2011 Minnesota Twins Top Position Player: Ben Revere
If he had played more than 70 games, this one would have been a laugher for Denard Span. Denard Span managed to accumulate 1.5 Defensive Wins Above Replacement and his Total Zone Total Fielding Runs Above Average was more than twice as good as the next guy. Denard Span might be a more seasoned player, and he might take better routes to balls in the otufield, there is no denying the excitement of watching Ben Revere play centerfield. The kid isn’t just fast, he’s super man fast. He was called up to fill in after a rash of injuries in the Twins’ outfield, but what he provided was not just a warm body from Rochester, but a spark and a jolt of electricity that propelled the Twins to within striking distance of the divison leaders midway through the season. While he has, at different times during the season, struggled to find consistency in the batters’ box, he came a long way in 2011 and ended the year on a hot streak, pushing his offensive numbers up to .267 BA, .310 OBP, and .309 SLG. In 2012 Revere will need to impress with the wood as well as the leather if he wants to compete for playing time in the Twins’ outfield.
2011 Minnesota Twins MVP: Michael Cuddyer
There really are no other options for Twins MVP. Cuddyer was everything to the Minnesota Twins in 2011. Cuddyer represented the Twins in the All-Star Game earlier this summer in Arizona, and was often asked to play positions other than Right Field. Cuddyer was even called upon to make an appearance as a relief pitcher, pitching a full inning and not giving up a run. For a team that had more than their share of injuries, Cuddyer’s willingness to play anywhere at any time helped the Twins limp through the 2011 season.
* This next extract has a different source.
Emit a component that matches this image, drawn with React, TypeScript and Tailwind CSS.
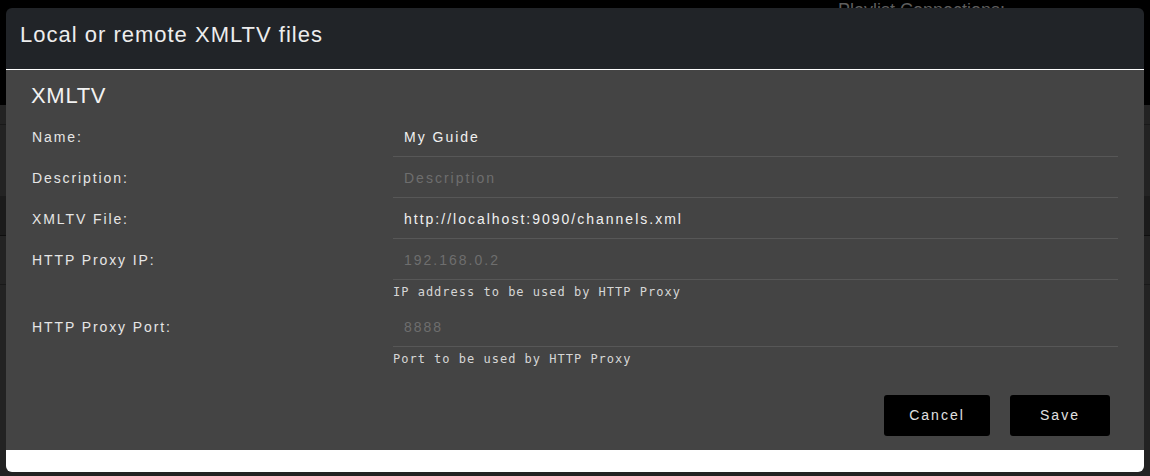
import React from "react";

const sans = { fontFamily: '"Liberation Sans", Arial, sans-serif' };

interface Field {
  label: string;
  value?: string;
  placeholder: string;
  help?: string;
}

const fields: Field[] = [
  { label: "Name:", value: "My Guide", placeholder: "Name" },
  { label: "Description:", placeholder: "Description" },
  { label: "XMLTV File:", value: "http://localhost:9090/channels.xml", placeholder: "URL" },
  { label: "HTTP Proxy IP:", placeholder: "192.168.0.2", help: "IP address to be used by HTTP Proxy" },
  { label: "HTTP Proxy Port:", placeholder: "8888", help: "Port to be used by HTTP Proxy" },
];

function FieldRow({ field }: { field: Field }) {
  return (
    <div className="flex">
      <label className="flex h-[40px] w-[361px] shrink-0 items-center pt-[2px] text-[14px] tracking-[1.9px] text-[#e6e6e6]">
        {field.label}
      </label>
      <div className="flex flex-1 flex-col">
        <input
          readOnly
          defaultValue={field.value}
          placeholder={field.placeholder}
          className="h-[41px] w-full border-b border-[#575757] bg-transparent pt-[1px] pl-[11px] text-[14px] tracking-[2px] text-[#f0f0f0] outline-none placeholder:text-[#6e6e6e]"
          style={sans}
        />
        {field.help ? (
          <p
            className="mt-[4px] mb-[6px] text-[12px] leading-[16px] tracking-[1px] text-[#d6d6d6]"
            style={{ fontFamily: '"DejaVu Sans Mono", monospace' }}
          >
            {field.help}
          </p>
        ) : null}
      </div>
    </div>
  );
}

export default function App() {
  return (
    <div className="relative h-[476px] w-[1150px] overflow-hidden bg-[#232323]" style={sans}>
      {/* page behind the backdrop */}
      <div className="h-[105px] bg-black pl-[838px] pt-[1px] text-[18px] leading-none text-[#5e5e5e]">
        Playlist Connections:
      </div>
      <div className="h-[20px] border-b border-[#191919]" />
      <div className="h-[71px]" />
      <div className="h-[40px] border-b border-[#0e0e0e] bg-[#1b1b1b]" />
      <div className="h-[49px] border-b border-[#191919]" />

      {/* modal */}
      <div className="absolute top-[8px] left-[6px] flex h-[464px] w-[1138px] flex-col overflow-hidden rounded-[6px]">
        <div className="h-[62px] border-b border-white bg-[#212428] pt-[14px] pl-[14px]">
          <h2 className="text-[22px] leading-[26px] tracking-[1px] text-[#ededed]">
            Local or remote XMLTV files
          </h2>
        </div>
        <div className="flex flex-1 flex-col bg-[#444444] px-[26px] pt-[13px]">
          <h3 className="mb-[7px] -ml-[1px] text-[22px] leading-[26px] tracking-[0.7px] text-[#f2f2f2]">
            XMLTV
          </h3>
          {fields.map((f) => (
            <FieldRow key={f.label} field={f} />
          ))}
          <div className="mt-[22px] flex justify-end gap-[20px] pr-[8px]">
            <button className="h-[41px] w-[106px] rounded-[3px] bg-black text-[14px] tracking-[2px] text-[#e0e0e0]">
              Cancel
            </button>
            <button className="h-[41px] w-[100px] rounded-[3px] bg-black text-[14px] tracking-[2px] text-[#e0e0e0]">
              Save
            </button>
          </div>
        </div>
        <div className="h-[22px] bg-white" />
      </div>
    </div>
  );
}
Despite playing all over the field Cuddyer managed to maintain a consistent presence at the plate, leading the time in Hits, Doubles, Home Runs, Walks, Slugging Percentage, On Base plus Slugging (OPS), and Total Bases. He also performed well when on the base paths, ranking 3rd on the team in Stolen Bases!
For a team that lost 99 games, the Twins still had a couple of guys that stack up well against the rest of the league.